Now, I wanted to talk a little about how you approached constructing your insects' legs. I think you may have tried to follow some aspect of the sausage method in your constructions, but I think you did not pay enough attention to exactly what that is meant to entail - specifically because the shapes you used did not adhere to the characteristics of simple sausages.

The key to keep in mind here is that the sausage method is not about capturing the legs precisely as they are - it is about laying in a base structure or armature that captures both the solidity and the gestural flow of a limb in equal measure, where the majority of other techniques lean too far to one side, either looking solid and stiff or gestural but flat. Once in place, we can then build on top of this base structure with more additional forms as shown here, here, in this ant leg, and even here in the context of a dog's leg (because this technique is still to be used throughout the next lesson as well). Just make sure you start out with the sausages, precisely as the steps are laid out in that diagram.

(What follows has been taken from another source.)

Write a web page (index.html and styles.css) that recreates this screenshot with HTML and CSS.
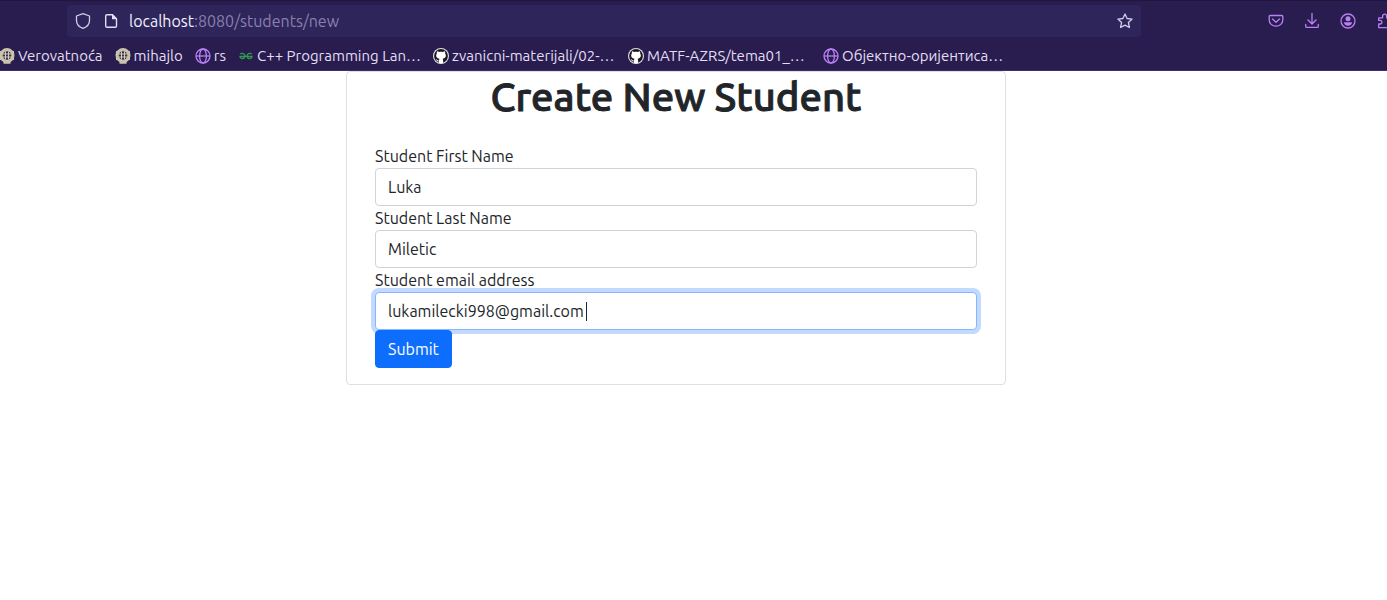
FILE: index.html
```html
<!DOCTYPE html>
<html lang="en">
<head>
<meta charset="utf-8">
<meta name="viewport" content="width=device-width, initial-scale=1">
<title>Create New Student</title>
<link rel="stylesheet" href="styles.css">
</head>
<body>
<svg class="sprite" aria-hidden="true">
  <symbol id="seal" viewBox="0 0 16 16">
    <circle cx="8" cy="7.5" r="5.700" fill="none" stroke="#c9c3ad" stroke-width="3.600"/>
    <path d="M1 3h14v9H1zM4.500 12h7v3.800h-7z" fill="#c9c3ad"/>
    <circle cx="8" cy="7.500" r="4.300" fill="#39304d"/>
    <path d="M6.500 3.500v8M9.500 3.500v8M4 6h8M4 9h8" stroke="#d5cfba" stroke-width="1" fill="none"/>
  </symbol>
  <symbol id="globe" viewBox="0 0 16 16">
    <g fill="none" stroke="#b980f5" stroke-width="1.300"><circle cx="8" cy="8" r="7"/><ellipse cx="8" cy="8" rx="3.400" ry="7"/><path d="M1 8h14"/></g>
  </symbol>
  <symbol id="octocat" viewBox="0 0 16 16">
    <circle cx="8" cy="8" r="8" fill="#e2e0e6"/>
    <circle cx="8" cy="8" r="6.900" fill="#1b1820"/>
    <path d="M4 3.200c.8 0 1.500.4 2 .8 1.300-.3 2.700-.3 4 0 .5-.4 1.200-.8 2-.8.3.7.3 1.400.1 2 1.500 2.300.7 5.200-2.500 5.500.5.6.5 1.200.5 2v2.200a7 7 0 0 1-4.200 0v-1.600c-1.600.3-2-.3-2.400-1.100-.2-.4-.5-.6-.8-.8.7-.3 1.300.1 1.700.7.4.6.9.8 1.600.5 0-.7.1-1.200.5-1.900C3.300 10.400 2.400 7.500 3.900 5.200c-.2-.6-.2-1.300.1-2z" fill="#fff"/>
  </symbol>
</svg>
<header class="browser">
  <div class="toolbar">
    <div class="address">
      <svg class="icon" viewBox="0 0 16 16"><path d="M8 .7 14.500 3v4.500c0 3.500-2.700 6.500-6.500 7.800C4.200 14 1.500 11 1.500 7.500V3z" fill="none" stroke="#d4cce6" stroke-width="1.300" stroke-linejoin="round"/></svg>
      <svg class="icon page-icon" viewBox="0 0 16 16"><path d="M4 1.700h5.500l4 4V13a1.300 1.300 0 0 1-1.300 1.300H4A1.300 1.300 0 0 1 2.700 13V3A1.300 1.300 0 0 1 4 1.700z" fill="none" stroke="#e4ddf4" stroke-width="1.400"/><path d="M9 1v5.200h5.200z" fill="#e4ddf4"/></svg>
      <span class="url">localhost<span class="path">:8080/students/new</span></span>
      <svg class="icon" viewBox="0 0 16 16"><path d="m8 1 2.100 4.500 5 .6-3.700 3.400 1 5L8 12.100l-4.400 2.400 1-5L.9 6.100l5-.6z" fill="none" stroke="#d4cce6" stroke-width="1.300" stroke-linejoin="round"/></svg>
    </div>
    <div class="tools">
      <svg class="icon" viewBox="0 0 16 16"><path d="M2.300 2.500h11.400c.7 0 1.100.4 1.100 1.100V7a6.800 6.200 0 0 1-13.600 0V3.600c0-.7.4-1.100 1.100-1.100zM4.500 6 8 9.300 11.500 6"/></svg>
      <svg class="icon" viewBox="0 0 16 16"><path d="M8 .5v10.300M4 7l4 4 4-4M1.700 11.500v1.700c0 .8.4 1.200 1.200 1.200h10.200c.8 0 1.200-.4 1.200-1.200v-1.700"/></svg>
      <svg class="icon" viewBox="0 0 16 16"><circle cx="8" cy="8" r="7"/><circle cx="8" cy="5.700" r="2.500" class="solid"/><path class="solid" d="M4 9.300h8c0 2-1.700 3.400-4 3.400S4 11.300 4 9.300z"/></svg>
      <svg class="icon" viewBox="0 0 16 16"><path d="M2.700 14.700V11h1.400a1.600 1.600 0 0 0 0-3.600H2.700V4.900h3.900V3.200a2 2 0 0 1 4 0v1.700H14v9.800z"/></svg>
    </div>
  </div>
  <nav class="bookmarks" aria-label="Bookmarks">
    <a href="#" class="bookmark"><svg class="icon"><use href="#seal"/></svg>Verovatnoća</a>
    <a href="#" class="bookmark"><svg class="icon"><use href="#seal"/></svg>mihajlo</a>
    <a href="#" class="bookmark"><svg class="icon"><use href="#globe"/></svg>rs</a>
    <a href="#" class="bookmark long"><svg class="icon" viewBox="0 0 16 16"><path d="M2.200 5.800c2-1 4.800-.3 4.800 2.200 0 3.200-4.600 3.400-5 .3h12c-.4 3.100-5 2.900-5-.3 0-2.500 2.800-3.200 4.800-2.200" fill="none" stroke="#2f9a4a" stroke-width="1.300"/></svg>C++ Programming Lan…</a>
    <a href="#" class="bookmark long"><svg class="icon"><use href="#octocat"/></svg>zvanicni-materijali/02-…</a>
    <a href="#" class="bookmark long"><svg class="icon"><use href="#octocat"/></svg>MATF-AZRS/tema01_…</a>
    <a href="#" class="bookmark long"><svg class="icon"><use href="#globe"/></svg>Објектно-оријентиса…</a>
  </nav>
</header>
<main class="page">
  <section class="card">
    <h1>Create New Student</h1>
    <form class="form">
      <label for="first">Student First Name</label>
      <input id="first" type="text" value="Luka">
      <label for="last">Student Last Name</label>
      <input id="last" type="text" value="Miletic">
      <label for="email">Student email address</label>
      <div class="field">
        <input id="email" class="active" type="text" value="lukamilecki998@gmail.com">
        <span class="caret"></span>
      </div>
      <button type="submit">Submit</button>
    </form>
  </section>
</main>
</body>
</html>
```
FILE: styles.css
```css
* { box-sizing: border-box; }
body {
  margin: 0;
  background: #fff;
  color: #212529;
  font: 16px/24px Ubuntu, "Noto Sans", sans-serif;
}
.sprite { display: none; }
.icon { width: 16px; height: 16px; flex: none; }

.browser {
  background: #291d4f;
  border-top: 1px solid #21163f;
  border-bottom: 1px solid #3d2c76;
  color: #e4ddf4;
  font-size: 15px;
  line-height: 20px;
  overflow: hidden;
}
.toolbar { display: flex; align-items: center; padding: 4px 0 4px 67px; }
.address {
  flex: 1;
  display: flex;
  align-items: center;
  height: 32px;
  padding: 0 8px;
  border-radius: 4px;
  background: #2e255b;
}
.page-icon { margin: 0 10px 0 12px; }
.url { flex: 1; color: #f3effc; font-size: 16px; }
.path { color: #8a80ac; }
.tools { display: flex; gap: 20px; margin: 0 -5px 0 127px; }
.tools .icon { fill: none; stroke: #b980f5; stroke-width: 1.3; stroke-linecap: round; stroke-linejoin: round; }
.tools .solid { fill: #b980f5; stroke: none; }
.bookmarks { display: flex; gap: 12px; height: 29px; margin-left: -1px; align-items: center; }
.bookmark {
  display: flex;
  align-items: center;
  gap: 3px;
  flex: none;
  color: inherit;
  text-decoration: none;
  white-space: nowrap;
}
.long { width: 183px; }

.page { padding: 0 35px 24px 0; }
.card {
  max-width: 660px;
  margin: 0 auto;
  padding: 0 28px 16px;
  border: 1px solid #dedfe0;
  border-radius: 4px;
}
h1 {
  margin: 0 0 22px;
  font-size: 40px;
  line-height: 50px;
  font-weight: 500;
  text-align: center;
  -webkit-text-stroke: 1px #212529;
}
.form { display: flex; flex-direction: column; align-items: stretch; }
.field { position: relative; }
input {
  width: 100%;
  height: 38px;
  padding: 6px 12px;
  border: 1px solid #ced4da;
  border-radius: 4px;
  background: #fff;
  color: inherit;
  font: inherit;
  outline: 0;
}
input:focus, .active { border-color: #86b7fe; box-shadow: 0 0 0 4px #c2daff; }
.caret { position: absolute; left: 211px; top: 10px; width: 1px; height: 19px; background: #212529; }
button {
  position: relative;
  align-self: flex-start;
  height: 38px;
  padding: 6px 12px;
  border: 1px solid #0d6efd;
  border-radius: 4px;
  background: #0d6efd;
  color: #fff;
  font: inherit;
}
```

As a whole you do have some points to keep in mind, but each of these can continue to be addressed into the next lesson, and I do really feel that as a whole you are showing a good grasp and respect of how you're working in 3D space - I just think there are some cases where you allowed yourself more leeway than you strictly should have.

So! I'll go ahead and mark this lesson as complete.

Next Steps:

Feel free to move onto lesson 5.

This critique marks this lesson as complete.
2:04 PM, Wednesday February 2nd 2022

Thank you for the feedback! I will be sure to pay closer attention ot these points from now on.